[begin Data for the task]

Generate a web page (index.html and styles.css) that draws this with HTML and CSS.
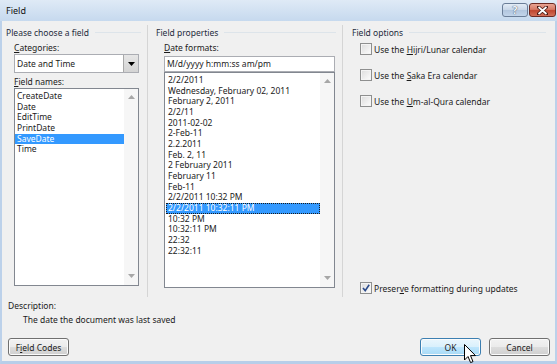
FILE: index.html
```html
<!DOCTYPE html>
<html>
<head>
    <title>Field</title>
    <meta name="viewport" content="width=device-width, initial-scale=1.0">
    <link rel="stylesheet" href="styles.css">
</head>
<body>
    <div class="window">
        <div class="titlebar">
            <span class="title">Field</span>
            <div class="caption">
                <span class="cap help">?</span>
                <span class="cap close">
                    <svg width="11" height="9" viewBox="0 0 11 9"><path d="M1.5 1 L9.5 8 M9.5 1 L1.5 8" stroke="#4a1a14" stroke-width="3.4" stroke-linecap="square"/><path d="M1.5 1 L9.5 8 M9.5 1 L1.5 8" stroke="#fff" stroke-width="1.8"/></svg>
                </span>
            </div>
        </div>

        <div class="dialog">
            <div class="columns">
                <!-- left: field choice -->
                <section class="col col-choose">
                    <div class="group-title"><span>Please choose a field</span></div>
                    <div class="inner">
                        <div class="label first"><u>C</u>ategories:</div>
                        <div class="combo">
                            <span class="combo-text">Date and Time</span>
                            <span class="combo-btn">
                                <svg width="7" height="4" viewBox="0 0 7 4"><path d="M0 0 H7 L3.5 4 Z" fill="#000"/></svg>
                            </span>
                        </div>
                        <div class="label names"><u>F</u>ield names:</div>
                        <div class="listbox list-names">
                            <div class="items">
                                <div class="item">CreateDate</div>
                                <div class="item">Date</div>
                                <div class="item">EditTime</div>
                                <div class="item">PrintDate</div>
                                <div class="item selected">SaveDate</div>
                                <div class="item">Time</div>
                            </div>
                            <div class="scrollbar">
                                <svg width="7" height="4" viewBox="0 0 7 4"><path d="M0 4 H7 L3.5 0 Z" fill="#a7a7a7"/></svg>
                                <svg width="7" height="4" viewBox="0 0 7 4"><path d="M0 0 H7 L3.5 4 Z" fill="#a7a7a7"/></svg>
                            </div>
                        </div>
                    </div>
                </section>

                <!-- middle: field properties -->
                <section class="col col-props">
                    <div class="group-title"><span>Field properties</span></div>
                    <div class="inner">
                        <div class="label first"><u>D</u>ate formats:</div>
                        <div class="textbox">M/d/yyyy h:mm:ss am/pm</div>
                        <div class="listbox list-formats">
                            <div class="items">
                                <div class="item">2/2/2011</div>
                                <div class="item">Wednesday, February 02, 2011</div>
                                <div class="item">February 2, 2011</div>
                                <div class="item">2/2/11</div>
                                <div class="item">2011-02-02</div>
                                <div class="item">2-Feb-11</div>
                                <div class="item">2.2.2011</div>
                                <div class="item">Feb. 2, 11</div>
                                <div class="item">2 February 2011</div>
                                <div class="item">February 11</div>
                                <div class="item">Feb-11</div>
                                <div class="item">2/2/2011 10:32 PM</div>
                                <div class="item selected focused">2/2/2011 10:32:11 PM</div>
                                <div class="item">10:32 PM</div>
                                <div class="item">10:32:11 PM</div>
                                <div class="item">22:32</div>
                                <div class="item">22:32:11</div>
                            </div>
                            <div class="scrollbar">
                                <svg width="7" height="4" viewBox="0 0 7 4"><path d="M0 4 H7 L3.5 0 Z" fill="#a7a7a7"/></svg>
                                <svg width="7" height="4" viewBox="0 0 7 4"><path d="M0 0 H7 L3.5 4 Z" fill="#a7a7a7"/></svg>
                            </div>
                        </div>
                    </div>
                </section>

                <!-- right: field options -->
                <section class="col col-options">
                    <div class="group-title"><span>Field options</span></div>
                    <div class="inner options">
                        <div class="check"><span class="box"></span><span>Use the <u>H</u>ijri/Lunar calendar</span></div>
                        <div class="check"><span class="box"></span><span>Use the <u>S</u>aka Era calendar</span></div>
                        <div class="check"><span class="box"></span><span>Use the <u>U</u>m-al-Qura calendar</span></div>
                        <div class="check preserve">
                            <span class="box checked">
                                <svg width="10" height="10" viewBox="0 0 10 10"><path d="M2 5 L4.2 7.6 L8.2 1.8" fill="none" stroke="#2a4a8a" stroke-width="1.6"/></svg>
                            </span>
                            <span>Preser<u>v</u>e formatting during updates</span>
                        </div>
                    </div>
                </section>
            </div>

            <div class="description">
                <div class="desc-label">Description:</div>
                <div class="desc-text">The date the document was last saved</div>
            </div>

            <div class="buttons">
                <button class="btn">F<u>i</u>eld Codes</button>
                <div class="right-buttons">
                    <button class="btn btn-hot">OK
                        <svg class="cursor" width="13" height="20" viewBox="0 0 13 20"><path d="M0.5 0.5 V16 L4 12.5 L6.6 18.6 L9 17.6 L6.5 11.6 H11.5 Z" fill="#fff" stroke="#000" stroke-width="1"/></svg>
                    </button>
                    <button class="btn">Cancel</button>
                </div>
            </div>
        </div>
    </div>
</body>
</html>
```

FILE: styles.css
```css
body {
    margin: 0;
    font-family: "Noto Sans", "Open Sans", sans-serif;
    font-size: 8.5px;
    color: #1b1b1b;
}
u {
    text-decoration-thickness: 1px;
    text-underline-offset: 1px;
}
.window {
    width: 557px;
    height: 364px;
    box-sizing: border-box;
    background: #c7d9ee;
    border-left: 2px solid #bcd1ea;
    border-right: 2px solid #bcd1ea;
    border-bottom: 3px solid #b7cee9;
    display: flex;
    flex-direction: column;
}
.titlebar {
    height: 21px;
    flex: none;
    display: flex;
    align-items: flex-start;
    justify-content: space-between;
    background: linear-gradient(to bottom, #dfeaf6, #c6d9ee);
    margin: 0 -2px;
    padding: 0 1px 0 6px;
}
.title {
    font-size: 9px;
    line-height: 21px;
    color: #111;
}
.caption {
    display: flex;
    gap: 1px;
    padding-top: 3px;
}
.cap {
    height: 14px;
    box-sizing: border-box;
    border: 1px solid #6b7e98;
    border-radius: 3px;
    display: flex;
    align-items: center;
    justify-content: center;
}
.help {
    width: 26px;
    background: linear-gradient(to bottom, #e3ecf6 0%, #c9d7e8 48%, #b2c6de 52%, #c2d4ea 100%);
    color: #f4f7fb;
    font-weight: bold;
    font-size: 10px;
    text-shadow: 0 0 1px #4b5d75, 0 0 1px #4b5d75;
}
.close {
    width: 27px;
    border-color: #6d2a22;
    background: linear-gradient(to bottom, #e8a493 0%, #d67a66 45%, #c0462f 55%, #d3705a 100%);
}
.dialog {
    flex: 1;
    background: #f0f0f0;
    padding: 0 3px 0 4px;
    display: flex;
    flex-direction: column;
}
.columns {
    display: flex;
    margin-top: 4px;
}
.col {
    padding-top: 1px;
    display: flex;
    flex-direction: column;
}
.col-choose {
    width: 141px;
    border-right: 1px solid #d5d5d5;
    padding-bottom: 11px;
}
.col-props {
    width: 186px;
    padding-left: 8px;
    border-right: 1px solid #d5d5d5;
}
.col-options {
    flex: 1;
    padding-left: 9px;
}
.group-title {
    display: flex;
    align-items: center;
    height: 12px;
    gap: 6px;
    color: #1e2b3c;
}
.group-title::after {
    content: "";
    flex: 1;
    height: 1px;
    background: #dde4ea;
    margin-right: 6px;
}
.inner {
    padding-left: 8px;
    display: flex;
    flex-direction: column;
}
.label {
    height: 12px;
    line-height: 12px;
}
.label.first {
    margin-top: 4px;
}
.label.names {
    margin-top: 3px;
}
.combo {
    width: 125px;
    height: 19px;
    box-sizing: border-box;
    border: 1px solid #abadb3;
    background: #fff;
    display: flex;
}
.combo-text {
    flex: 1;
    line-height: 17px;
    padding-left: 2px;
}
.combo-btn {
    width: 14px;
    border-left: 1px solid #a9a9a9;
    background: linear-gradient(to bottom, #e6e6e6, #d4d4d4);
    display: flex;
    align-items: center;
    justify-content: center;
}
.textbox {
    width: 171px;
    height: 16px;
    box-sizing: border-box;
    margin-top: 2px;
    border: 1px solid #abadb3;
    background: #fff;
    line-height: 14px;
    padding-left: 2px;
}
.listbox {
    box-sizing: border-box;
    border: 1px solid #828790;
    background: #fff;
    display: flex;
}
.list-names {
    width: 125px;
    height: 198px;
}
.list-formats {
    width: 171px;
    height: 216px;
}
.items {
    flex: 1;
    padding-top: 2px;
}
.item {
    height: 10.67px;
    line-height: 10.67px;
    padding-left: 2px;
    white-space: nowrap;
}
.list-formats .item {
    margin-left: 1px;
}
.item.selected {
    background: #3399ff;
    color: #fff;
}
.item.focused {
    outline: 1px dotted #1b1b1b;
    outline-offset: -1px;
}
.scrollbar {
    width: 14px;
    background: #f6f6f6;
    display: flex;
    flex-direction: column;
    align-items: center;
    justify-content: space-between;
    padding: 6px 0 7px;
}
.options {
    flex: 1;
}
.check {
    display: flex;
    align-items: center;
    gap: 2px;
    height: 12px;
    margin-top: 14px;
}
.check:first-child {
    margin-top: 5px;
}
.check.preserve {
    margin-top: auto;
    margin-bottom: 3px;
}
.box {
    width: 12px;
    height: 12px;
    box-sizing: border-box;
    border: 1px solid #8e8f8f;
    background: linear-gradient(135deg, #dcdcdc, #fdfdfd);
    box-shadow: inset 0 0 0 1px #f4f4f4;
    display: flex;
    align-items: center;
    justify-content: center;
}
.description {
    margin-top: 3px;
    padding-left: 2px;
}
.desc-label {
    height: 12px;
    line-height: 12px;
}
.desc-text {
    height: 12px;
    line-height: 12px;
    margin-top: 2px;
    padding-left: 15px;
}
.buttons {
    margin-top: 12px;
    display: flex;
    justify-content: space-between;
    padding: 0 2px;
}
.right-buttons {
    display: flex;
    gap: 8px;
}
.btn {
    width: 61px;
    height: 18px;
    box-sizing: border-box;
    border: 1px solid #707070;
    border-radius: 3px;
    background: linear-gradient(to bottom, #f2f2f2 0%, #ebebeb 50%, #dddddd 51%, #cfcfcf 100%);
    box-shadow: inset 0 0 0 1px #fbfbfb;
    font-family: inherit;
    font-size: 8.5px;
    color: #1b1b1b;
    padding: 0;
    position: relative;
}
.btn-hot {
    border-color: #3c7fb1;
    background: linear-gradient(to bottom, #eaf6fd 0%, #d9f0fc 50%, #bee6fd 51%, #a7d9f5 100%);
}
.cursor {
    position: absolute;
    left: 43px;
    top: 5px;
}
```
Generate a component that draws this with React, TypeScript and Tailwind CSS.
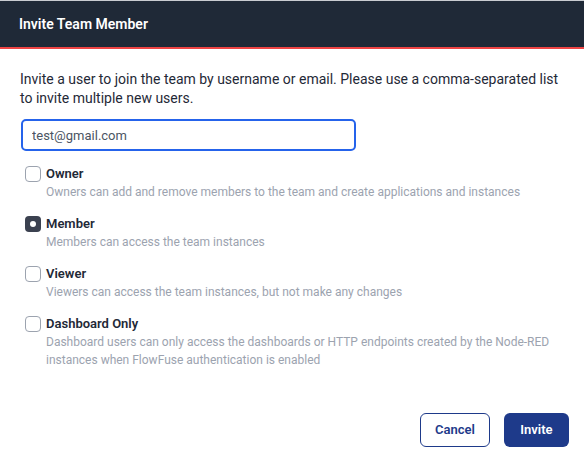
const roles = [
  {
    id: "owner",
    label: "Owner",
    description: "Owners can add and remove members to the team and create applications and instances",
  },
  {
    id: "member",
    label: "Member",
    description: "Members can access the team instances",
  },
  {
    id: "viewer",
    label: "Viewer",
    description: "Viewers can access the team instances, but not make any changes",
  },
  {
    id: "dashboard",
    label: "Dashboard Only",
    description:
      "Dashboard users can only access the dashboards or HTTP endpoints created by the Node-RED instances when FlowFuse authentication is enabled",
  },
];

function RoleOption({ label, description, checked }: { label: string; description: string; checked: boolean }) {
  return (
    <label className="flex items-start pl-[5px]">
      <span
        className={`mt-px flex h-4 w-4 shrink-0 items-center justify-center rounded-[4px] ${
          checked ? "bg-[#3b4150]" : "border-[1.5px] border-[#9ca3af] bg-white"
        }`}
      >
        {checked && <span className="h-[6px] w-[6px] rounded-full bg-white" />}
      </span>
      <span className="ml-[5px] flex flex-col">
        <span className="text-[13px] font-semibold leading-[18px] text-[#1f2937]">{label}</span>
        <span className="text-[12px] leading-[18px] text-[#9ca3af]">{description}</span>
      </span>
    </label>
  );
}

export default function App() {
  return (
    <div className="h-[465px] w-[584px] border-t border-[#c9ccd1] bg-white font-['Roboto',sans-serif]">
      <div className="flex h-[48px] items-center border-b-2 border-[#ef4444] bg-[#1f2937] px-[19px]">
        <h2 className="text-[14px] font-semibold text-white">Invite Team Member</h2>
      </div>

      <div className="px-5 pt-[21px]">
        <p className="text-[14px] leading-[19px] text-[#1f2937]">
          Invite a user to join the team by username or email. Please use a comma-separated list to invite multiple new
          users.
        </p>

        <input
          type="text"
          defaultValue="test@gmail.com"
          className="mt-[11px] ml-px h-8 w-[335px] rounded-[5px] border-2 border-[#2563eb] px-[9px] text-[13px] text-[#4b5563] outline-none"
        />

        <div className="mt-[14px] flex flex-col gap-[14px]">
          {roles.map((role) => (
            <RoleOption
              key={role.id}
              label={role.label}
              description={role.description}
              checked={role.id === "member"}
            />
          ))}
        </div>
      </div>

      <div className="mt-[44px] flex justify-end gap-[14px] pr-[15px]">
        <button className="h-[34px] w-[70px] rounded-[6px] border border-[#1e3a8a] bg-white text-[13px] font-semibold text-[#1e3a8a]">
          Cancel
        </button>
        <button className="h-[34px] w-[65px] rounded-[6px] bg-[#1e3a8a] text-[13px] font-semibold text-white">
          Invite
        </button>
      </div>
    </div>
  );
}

[end Data for the task]

§ Your goal: All lines above containing the string "with" are to be collected.

§ Task answer:
Generate a web page (index.html and styles.css) that draws this with HTML and CSS.
Generate a component that draws this with React, TypeScript and Tailwind CSS.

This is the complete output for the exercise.